Since devoted souls make for servant leaders then it follows that servant leaders are devoted people. They bring universal and cultural values to their organizations, societies, and relate with different parts of the world with knowledge, wisdom, love, tolerance, and goodness, not with weapons, brute force, or authoritarian regimes. The ways of peace and love opens the paths that lead to people’s hearts and minds, whereas brutality and savagery cause grudges and hatred to rise from the dead. Love is the nature and the essence of being. The fully committed leaders’ job is thus to teach people the power of love rather than the love of power. That is the most effective way of achieving great and sustainable relationships and extraordinary results. The greatest leaders choose to serve rather than to be served.
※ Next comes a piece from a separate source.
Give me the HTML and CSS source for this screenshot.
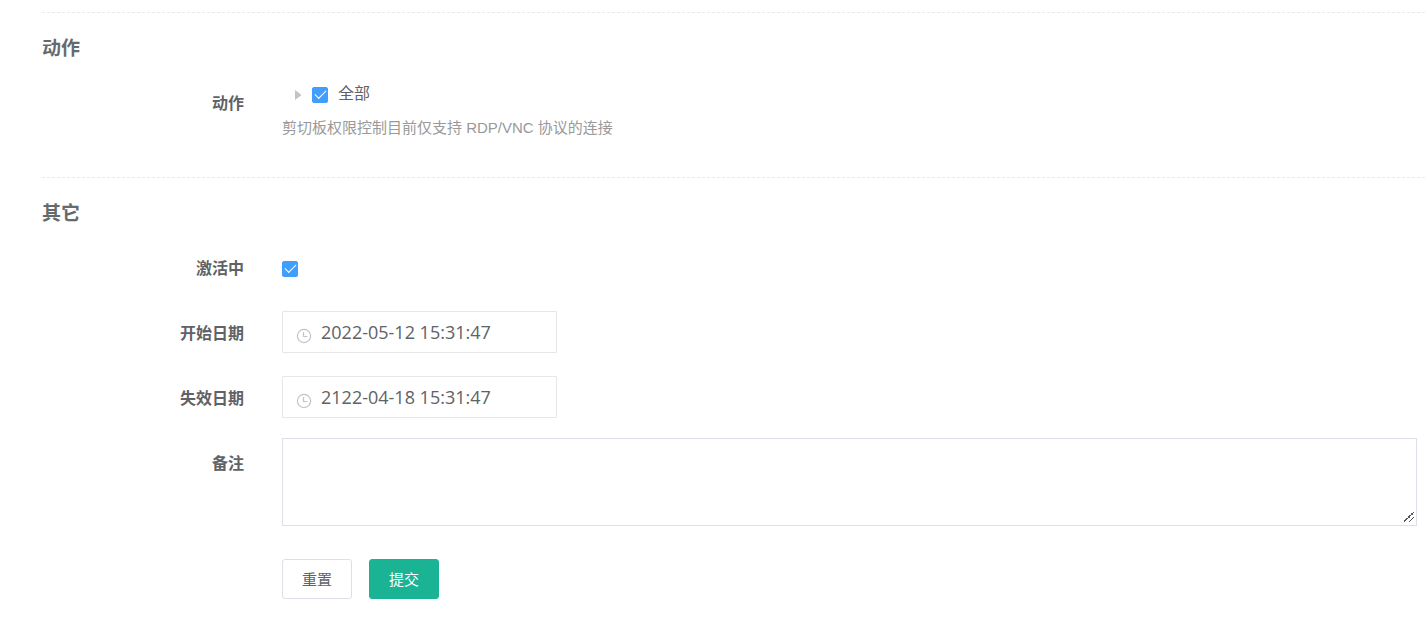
FILE: index.html
```html
<!DOCTYPE html>
<html lang="zh-CN">
    <head>
        <meta charset="UTF-8" />
        <meta name="viewport" content="width=device-width, initial-scale=1" />
        <title>动作</title>
        <link rel="stylesheet" href="styles.css">
    </head>
    <body>
        <form class="form">
            <section class="group">
                <h2 class="group-title">动作</h2>
                <div class="field">
                    <label class="field-label" for="actions">动作</label>
                    <div class="field-content">
                        <div class="tree-node">
                            <svg class="tree-arrow" viewBox="0 0 6 10" aria-hidden="true">
                                <path d="M0 0 L6.5 5 L0 10 Z" />
                            </svg>
                            <input class="checkbox" type="checkbox" id="actions" checked />
                            <label class="tree-label" for="actions">全部</label>
                        </div>
                        <p class="help">剪切板权限控制目前仅支持 RDP/VNC 协议的连接</p>
                    </div>
                </div>
            </section>

            <section class="group">
                <h2 class="group-title">其它</h2>
                <div class="field">
                    <label class="field-label" for="active">激活中</label>
                    <div class="field-content check-content">
                        <input class="checkbox" type="checkbox" id="active" checked />
                    </div>
                </div>
                <div class="field">
                    <label class="field-label" for="dateStart">开始日期</label>
                    <div class="field-content">
                        <div class="date-box">
                            <svg class="clock" viewBox="0 0 16 16" aria-hidden="true">
                                <circle cx="8" cy="8" r="6.6" />
                                <path d="M7.5 4 V8.5 H11.5" />
                            </svg>
                            <input class="date-input" type="text" id="dateStart" value="2022-05-12 15:31:47" />
                        </div>
                    </div>
                </div>
                <div class="field">
                    <label class="field-label" for="dateExpired">失效日期</label>
                    <div class="field-content">
                        <div class="date-box">
                            <svg class="clock" viewBox="0 0 16 16" aria-hidden="true">
                                <circle cx="8" cy="8" r="6.6" />
                                <path d="M7.5 4 V8.5 H11.5" />
                            </svg>
                            <input class="date-input" type="text" id="dateExpired" value="2122-04-18 15:31:47" />
                        </div>
                    </div>
                </div>
                <div class="field field-comment">
                    <label class="field-label" for="comment">备注</label>
                    <div class="field-content">
                        <textarea class="textarea" id="comment"></textarea>
                    </div>
                </div>
                <div class="actions">
                    <button class="btn" type="reset">重置</button>
                    <button class="btn btn-primary" type="submit">提交</button>
                </div>
            </section>
        </form>
    </body>
</html>
```

FILE: styles.css
```css
* {
    box-sizing: border-box;
}
body {
    margin: 0;
    background: #fff;
    color: #606266;
    font-family: "Liberation Sans", "Noto Sans CJK SC", sans-serif;
    font-size: 16px;
}
.form {
    padding: 12px 0 0 42px;
}
.group {
    padding: 23px 10px 19px 0;
    /* dashed rule, 3px on and 2px off */
    background: repeating-linear-gradient(90deg, #e7eaec 0 3px, #fff 3px 5px) top left / 100% 1px no-repeat;
}
.group-title {
    margin: 0 0 18px;
    color: #676a6c;
    font-size: 19px;
    line-height: 28px;
}
.field {
    display: grid;
    grid-template-columns: 202px 1fr;
    column-gap: 38px;
    margin-bottom: 19px;
}
.field-label {
    font-weight: bold;
    line-height: 46px;
    text-align: right;
}
.tree-node {
    display: flex;
    align-items: center;
    height: 28px;
    padding-left: 13px;
}
.tree-arrow {
    width: 6px;
    height: 10px;
    margin-right: 11px;
    fill: #c0c4cc;
}
.tree-label {
    padding-left: 10px;
    line-height: 24px;
    padding-bottom: 2px;
}
.checkbox {
    appearance: none;
    display: grid;
    place-items: center;
    width: 16px;
    height: 16px;
    margin: 0;
    border: 1px solid #dcdfe6;
    border-radius: 2px;
    background: #fff;
}
.checkbox:checked {
    border-color: #409eff;
    background: #409eff;
}
.checkbox:checked::after {
    content: "";
    width: 10px;
    height: 5px;
    border: solid #fff;
    border-width: 0 0 1px 1px;
    transform: translateY(-2px) rotate(-45deg);
}
.help {
    margin: 8px 0 0;
    color: #999;
    font-size: 15px;
    line-height: 22px;
}
.check-content {
    display: flex;
    align-items: center;
}
.date-box {
    display: flex;
    align-items: center;
    width: 275px;
    height: 42px;
    padding-left: 13px;
    border: 1px solid #e5e6e7;
    border-radius: 1px;
}
.clock {
    flex: none;
    width: 16px;
    height: 16px;
    margin: 8px 9px 0 0;
    fill: none;
    stroke: #c0c4cc;
    stroke-width: 1.2;
}
.date-input {
    flex: 1;
    min-width: 0;
    padding: 0;
    border: 0;
    outline: 0;
    background: none;
    color: #606266;
    font-family: "Open Sans", sans-serif;
    font-size: 18px;
}
.field-comment {
    margin-top: -22px;
    padding-top: 19px;
}
.field-comment .field-label {
    padding-top: 3px;
}
.textarea {
    display: block;
    width: 100%;
    height: 88px;
    padding: 5px 15px;
    border: 1px solid #dcdfe6;
    outline: 0;
    font: inherit;
    resize: vertical;
}
.textarea::-webkit-resizer {
    background: linear-gradient(135deg, transparent 45%, #555 45% 55%, transparent 55% 71%, #555 71% 80%, transparent 80%) 3px 2px / 10px 10px no-repeat;
}
.actions {
    display: flex;
    gap: 17px;
    padding: 14px 0 0 240px;
}
.btn {
    height: 40px;
    padding: 0 19px 2px;
    border: 1px solid #dcdfe6;
    border-radius: 3px;
    background: #fff;
    color: #606266;
    font-family: inherit;
    font-size: 15px;
    cursor: pointer;
}
.btn-primary {
    border-color: #1ab394;
    background: #1ab394;
    color: #fff;
}
```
Many scholars consider servant-leadership to be the model that the prophets of the past utilized. Their illustrious practices have proved to be examples of ways to properly live and have guided managers and leaders for centuries.

According to contemporary management and leadership principles, "if administrators or managers participate in a project or team, the system will function better, and the performance, employee engagement, and employee involvement will increase." Although the phrasing appears new, this dominant tenet of leadership is fundamentally the same principle: "The master of a community is the one who serves them." Accordingly, leaders or managers who want to gain value from people should sweat, serve, roll up their sleeves, and clean their own desks. Some might then naturally wonder if hierarchies are actually helpful if leaders are encouraged to do so much legwork on their own. Indeed, there should not be in this sense. Respect is a matter of decision, not of expectation. Leaders and managers cannot solve anything through domination, whereas modesty and participation in activities help get things done. As briefly described in chapter 13, "When people are cooking, and you are expected to blow into the fire, you should do it, and if you are expected to collect wood, you should do it. In the home environment, if necessary, washing the dishes, making soup, cleaning, constantly helping the household is the practice of servant-leadership."

The servant—and thus leader—is the one who tries to be useful to their people and humanity. Servanthood comes from a natural sense of helping others. This conscious choice leads people to leadership, making leaders even out of those who neither sought nor expected that role. The crucial element is service, not leadership, which is but a particular case of service. Servant-leaders prefer to serve first and then lead. The most successful leaders are talented, determined, prudent, exceptional personalities who consider themselves servants that work for humanity's joy in the spirit of dedication. The essence of devotion is to abandon the pleasure of living for the sake of the pleasure of living for others.

This book is impressive partly because of its special focus that has the potential to expand people’s minds regarding servant-leadership's worldwide practice across cultures, communities, contexts, continents, and faiths. Looking at the modern age, we see that there are examples of leaders like Mahatma Gandhi, Robert Greenleaf, and Fethullah Gülen who have embraced the line of servant-leadership and practiced it as a way of life in various parts of the world, with forgiveness, wisdom, love, and legitimate power in an age of chaos. Such strong global servant-leaders are neatly discussed in this book. We can add more figureheads to the list of servant-leaders such as Rabbi Nachman of Breslow, Saint Francis of Assisi, Maulana Jalal ad-Din Rumi, Said Nursi, and many others. They all served their communities and humanity as a whole in each of their respective eras. All are influential servant leaders who have sacrificed a lot, and the presence of these leaders is an excellent benevolence for the sake of humanity. Servant-leaders are the ones who cultivate future servant-leaders with the seeds they sow and the troubles they suffer. To understand whether a person is a servant-leader, the best test is to look at those around him or her and ask, "Do those served grow as persons; do they, while being served, become healthier, wiser, freer, more autonomous, [and more virtuous]; are they more likely to become servants themselves?" This is the heart of the matter.

In the hope that someday, everywhere, everyone will be impacted by a servant-leader, Global Servant-Leadership is therefore highly recommended to both read and share.